Pull each line holding the word "components" from the data.
::: DATASET CONTENT :::
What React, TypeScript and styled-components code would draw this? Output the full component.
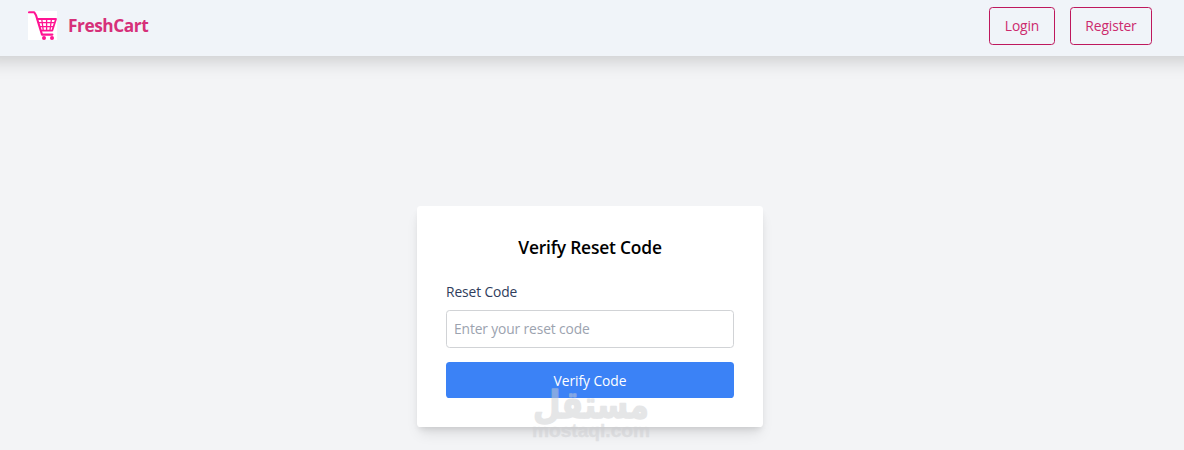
import React from 'react';
import styled, { createGlobalStyle } from 'styled-components';

const GlobalStyle = createGlobalStyle`
  *, *::before, *::after { box-sizing: border-box; }
  html, body { margin: 0; padding: 0; }
  body {
    background: #f3f4f6;
    font-family: "Open Sans", "Noto Sans", sans-serif;
    overflow: hidden;
  }
`;

const Page = styled.div`
  position: relative;
  height: 450px;
  display: flex;
  flex-direction: column;
  overflow: hidden;
`;

const Navbar = styled.header`
  height: 56px;
  flex: none;
  display: flex;
  align-items: flex-start;
  justify-content: space-between;
  padding: 7px 32px 0 28px;
  background: #f0f4f9;
  box-shadow: 0 -16px 18px 20px rgba(0, 0, 0, 0.18);
`;

const Brand = styled.a`
  display: flex;
  align-items: center;
  gap: 11px;
  height: 37px;
  color: #d63079;
`;

const CartIcon = styled.svg`
  width: 29px;
  height: 29px;
  background: #fff;
`;

const BrandName = styled.span`
  font-size: 17.3px;
  font-weight: 700;
  letter-spacing: -0.45px;
`;

const Actions = styled.nav`
  display: flex;
  gap: 15px;
`;

const OutlineButton = styled.button<{ $width: number }>`
  width: ${(p) => p.$width}px;
  height: 38px;
  padding: 0;
  border: 1px solid #be185d;
  border-radius: 3.6px;
  background: transparent;
  color: #cc2a6d;
  font: 400 13.8px/20px "Open Sans", sans-serif;
  letter-spacing: -0.1px;
`;

const Main = styled.main`
  flex: 1;
  display: flex;
  justify-content: center;
  align-items: flex-start;
  padding: 150px 4px 0 0;
`;

const Card = styled.form`
  width: 346px;
  height: 221px;
  display: flex;
  flex-direction: column;
  padding: 29px;
  border-radius: 3.6px;
  background: #fff;
  box-shadow: 0 9px 14px -3px rgba(0, 0, 0, 0.1), 0 4px 6px -2px rgba(0, 0, 0, 0.1);
`;

const Title = styled.h2`
  margin: 0 0 21px;
  font-size: 17.4px;
  line-height: 25px;
  font-weight: 600;
  letter-spacing: -0.2px;
  text-align: center;
  color: #000;
`;

const Label = styled.label`
  height: 21px;
  margin-bottom: 8px;
  font-size: 13.8px;
  line-height: 21px;
  letter-spacing: -0.1px;
  color: #2f3d5c;
`;

const CodeInput = styled.input`
  height: 38px;
  flex: none;
  padding: 0 7px 2px;
  border: 1px solid #d1d3d6;
  border-radius: 3.6px;
  background: #fff;
  font: 400 13.8px "Open Sans", sans-serif;
  letter-spacing: -0.12px;
  outline: none;
  &::placeholder { color: #9ca3af; opacity: 1; }
`;

const SubmitButton = styled.button`
  height: 36px;
  flex: none;
  margin-top: 14px;
  padding: 2px 0 0;
  border: 0;
  border-radius: 3.6px;
  background: #3b82f6;
  color: #fff;
  font: 400 13.8px/20px "Open Sans", sans-serif;
  letter-spacing: -0.05px;
`;

const Watermark = styled.svg`
  position: absolute;
  left: 526px;
  top: 380px;
  width: 130px;
  height: 70px;
  overflow: visible;
  opacity: 0.5;
  pointer-events: none;
`;

export default function App() {
  return (
    <Page>
      <GlobalStyle />
      <Navbar>
        <Brand>
          <CartIcon viewBox="0 0 29 29" fill="none" stroke="#ff1493" strokeLinecap="round" strokeLinejoin="round">
            <path d="M1 1.3H6.2L8 4.2L14 23.6H24.4" strokeWidth="2.1" />
            <path d="M9.5 8H28L24.3 19.6H13" strokeWidth="1.8" />
            <path d="M10.5 11.7H26.5M12 15.7H25M13.8 8.5L15.2 19M18.6 8.5V19M23.4 8.5L22 19" strokeWidth="1.3" />
            <circle cx="16" cy="26.9" r="2" fill="#ff1493" stroke="none" />
            <circle cx="24" cy="26.9" r="2" fill="#ff1493" stroke="none" />
          </CartIcon>
          <BrandName>FreshCart</BrandName>
        </Brand>
        <Actions>
          <OutlineButton type="button" $width={66}>Login</OutlineButton>
          <OutlineButton type="button" $width={82}>Register</OutlineButton>
        </Actions>
      </Navbar>
      <Main>
        <Card>
          <Title>Verify Reset Code</Title>
          <Label htmlFor="reset-code">Reset Code</Label>
          <CodeInput id="reset-code" placeholder="Enter your reset code" />
          <SubmitButton type="button">Verify Code</SubmitButton>
        </Card>
      </Main>
      <Watermark viewBox="0 0 130 70" fill="#cdced1" stroke="#cdced1" strokeLinejoin="round">
        <text x="65" y="38" textAnchor="middle" direction="rtl" fontFamily="DejaVu Sans, sans-serif" fontWeight="700" fontSize="38" strokeWidth="1.4" textLength="116" lengthAdjust="spacingAndGlyphs">مستقل</text>
        <text x="6" y="57" fontFamily="Liberation Sans, sans-serif" fontWeight="700" fontSize="19" strokeWidth="0.3" textLength="118" lengthAdjust="spacingAndGlyphs">mostaql.com</text>
      </Watermark>
    </Page>
  );
}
:::
RESPONSE
What React, TypeScript and styled-components code would draw this? Output the full component.
import styled, { createGlobalStyle } from 'styled-components';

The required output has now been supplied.